Bolling brings "Reduce Red Tape" to Danville
Saturday, October 27, 2012
Danville Register Bee
Lt. Gov. Bill Bolling was in Danville on Friday holding one of the nine "Reduce Red Tape" roundtables he has scheduled around the state.
The goal of the series of discussions is to gather feedback from business owners and local officials on which state agencies are doing a good job at helping localities, mainly with job creation and economic development efforts - and which are making such efforts unnecessarily difficult, Bolling said.
Bolling gave the group some examples of issues his chief jobs creation office has been able to help straighten out, including glitch that almost stopped the new Williamsburg Pottery project: a stop light.
The project needed a stop light installed for access and egress to the complex, Bolling said, but the Virginia Department of Transportation said placing one where the pottery developers wanted it would be 5 feet too close to the next traffic light on the road.
"A $30 million project, employing hundreds of people, almost didn't happen," Bolling said. "We got it done."
Comments ranged from a lack of state funding for Pre-K education (Ted Hodges of Clement & Wheatley noted that Virginia has only budgeted $1.5 million for its Smart Beginnings program, and Charles Majors, chairman of the board at American National Bank, compared that to the $250 million North Carolina budgets for similar programs) and job training.
Karl Stauber, CEO of the Danville Regional Foundation, said the region lacks a true Interstate highway, which would help in job recruitment. He recommended the state find a road that North Carolina legislators would like to see improved as an interstate they would connect to, and bargain with them to get one completed on both sides of the border here in exchange.

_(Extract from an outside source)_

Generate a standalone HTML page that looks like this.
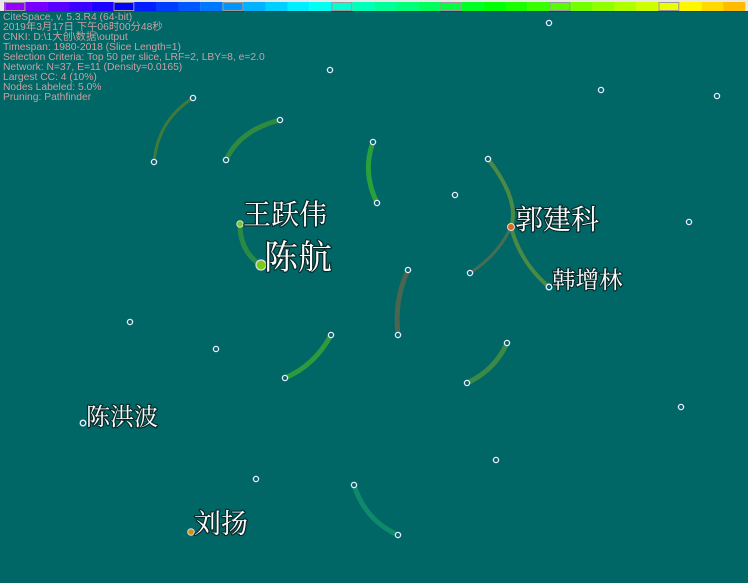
<!DOCTYPE html>
<html><head><meta charset="utf-8"><style>
html,body{margin:0;padding:0;background:#006666;width:748px;height:583px;overflow:hidden}
svg{display:block}
.info{font-family:"Liberation Sans","Noto Sans CJK SC",sans-serif;font-size:10.3px;fill:#c9a2a2}
.lab{font-family:"Liberation Serif","Noto Serif CJK SC",serif;fill:#fff;stroke:#0a2a2a;stroke-width:2.5px;paint-order:stroke;stroke-linejoin:round}
.n{fill:#006666;stroke:#eef;stroke-width:1.3}
</style></head><body>
<svg width="748" height="583" viewBox="0 0 748 583" xmlns="http://www.w3.org/2000/svg">
<rect width="748" height="583" fill="#006666"/>
<rect x="0" y="0" width="748" height="12" fill="#e8e8e8"/>
<g id="bar"></g>
<rect x="0" y="11" width="748" height="1" fill="#1a4a4a"/>
<g class="info">
<text x="3" y="20">CiteSpace, v. 5.3.R4 (64-bit)</text>
<text x="3" y="30">2019年3月17日 下午06时00分48秒</text>
<text x="3" y="40">CNKI: D:\1大创\数据\output</text>
<text x="3" y="50">Timespan: 1980-2018 (Slice Length=1)</text>
<text x="3" y="60">Selection Criteria: Top 50 per slice, LRF=2, LBY=8, e=2.0</text>
<text x="3" y="70">Network: N=37, E=11 (Density=0.0165)</text>
<text x="3" y="80">Largest CC: 4 (10%)</text>
<text x="3" y="90">Nodes Labeled: 5.0%</text>
<text x="3" y="100">Pruning: Pathfinder</text>
</g>
<g fill="none" stroke-linecap="round">
<path d="M193,98 Q158,120 154,162" stroke="#3f7a3a" stroke-width="3"/>
<path d="M280,120 Q240,130 226,160" stroke="#2e8a3e" stroke-width="5"/>
<path d="M373,142 Q362,172 377,203" stroke="#2aa03a" stroke-width="5"/>
<path d="M240,224 Q240,252 261,265" stroke="#2a8a45" stroke-width="5"/>
<path d="M488,159 Q520,200 511,227 Q520,262 549,287" stroke="#4a8a45" stroke-width="4"/>
<path d="M511,227 Q498,255 470,273" stroke="#466e55" stroke-width="3"/>
<path d="M408,270 Q394,300 398,335" stroke="#4a6550" stroke-width="5"/>
<path d="M331,335 Q315,365 285,378" stroke="#2e9a3e" stroke-width="5"/>
<path d="M507,343 Q495,370 467,383" stroke="#3a8a45" stroke-width="5"/>
<path d="M354,485 Q365,520 398,535" stroke="#0e8a6a" stroke-width="5"/>
</g>
<g class="n">
<circle cx="549" cy="23" r="2.6"/><circle cx="330" cy="70" r="2.6"/><circle cx="601" cy="90" r="2.6"/><circle cx="717" cy="96" r="2.6"/>
<circle cx="193" cy="98" r="2.6"/><circle cx="280" cy="120" r="2.6"/><circle cx="154" cy="162" r="2.6"/><circle cx="226" cy="160" r="2.6"/>
<circle cx="373" cy="142" r="2.6"/><circle cx="377" cy="203" r="2.6"/><circle cx="488" cy="159" r="2.6"/><circle cx="455" cy="195" r="2.6"/>
<circle cx="689" cy="222" r="2.6"/><circle cx="470" cy="273" r="2.6"/><circle cx="408" cy="270" r="2.6"/><circle cx="549" cy="287" r="2.8"/>
<circle cx="130" cy="322" r="2.6"/><circle cx="216" cy="349" r="2.6"/><circle cx="331" cy="335" r="2.6"/><circle cx="398" cy="335" r="2.6"/>
<circle cx="507" cy="343" r="2.6"/><circle cx="285" cy="378" r="2.6"/><circle cx="467" cy="383" r="2.6"/><circle cx="681" cy="407" r="2.6"/>
<circle cx="83" cy="423" r="2.8"/><circle cx="496" cy="460" r="2.6"/><circle cx="256" cy="479" r="2.6"/><circle cx="354" cy="485" r="2.6"/>
<circle cx="398" cy="535" r="2.6"/>
</g>
<circle cx="240" cy="224" r="3.2" fill="#7acc10" stroke="#dde" stroke-width="1"/>
<circle cx="261" cy="265" r="5" fill="#7acc10" stroke="#dde" stroke-width="1.2"/>
<circle cx="511" cy="227" r="3.5" fill="#e06a10" stroke="#dde" stroke-width="1"/>
<circle cx="191" cy="532" r="3.3" fill="#d09010" stroke="#dde" stroke-width="1"/>
<g class="lab">
<text x="243" y="224" font-size="28">王跃伟</text>
<text x="264" y="269" font-size="34">陈航</text>
<text x="515" y="229" font-size="28">郭建科</text>
<text x="552" y="288" font-size="23.5">韩增林</text>
<text x="86" y="425" font-size="24">陈洪波</text>
<text x="194" y="533" font-size="27">刘扬</text>
</g>
</svg>
<script>
(function(){var g=document.getElementById('bar'),ns='http://www.w3.org/2000/svg';
for(var i=0;i<34;i++){var r=document.createElementNS(ns,'rect');var x=4+i*21.8;
r.setAttribute('x',x);r.setAttribute('y',2);r.setAttribute('width',21.9);r.setAttribute('height',9);
r.setAttribute('fill','hsl('+(275-7*i)+',100%,50%)');g.appendChild(r);
if(i%5==0){var b=document.createElementNS(ns,'rect');b.setAttribute('x',x+1);b.setAttribute('y',2.5);b.setAttribute('width',19.8);b.setAttribute('height',8);b.setAttribute('fill','none');b.setAttribute('stroke','#999');b.setAttribute('stroke-width','1');g.appendChild(b);}}})();
</script>
</body></html>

Lynwood Wright, of the Danville Economic Development Department, said some agencies simply take too long to respond to development needs.
Wright said a project in Danville - an industrial site that is being developed for a 90-job project that will pay $45,000-$48,000 a year - is being slowed down by the Army Corps of Engineers and the Virginia Department of Historic Resources.
"If we complain, we're told we're ambivalent on historic resources, or we don't care about the environment or water," Wright said. "I realize we both have to give a bit ¿ but the real problem here is a loss of time."
Bolling asked Wright to send him specifics on the hold-up, but said the Army Corps of Engineers is a federal agency that is "a real problem" on many projects.
Bolling said he called the Corps on one project that was stalled and was told there were "substantial waters of the commonwealth" at the site.
"They're drainage ditches," he said, noting that some federal agencies are "crushing efforts in Virginia."
After 90 minutes of discussion, the roundtable ended. Bolling said all the comments from the different roundtables would be compiled and used to create next year's legislative agenda.
"We want to cut red tape," Bolling said.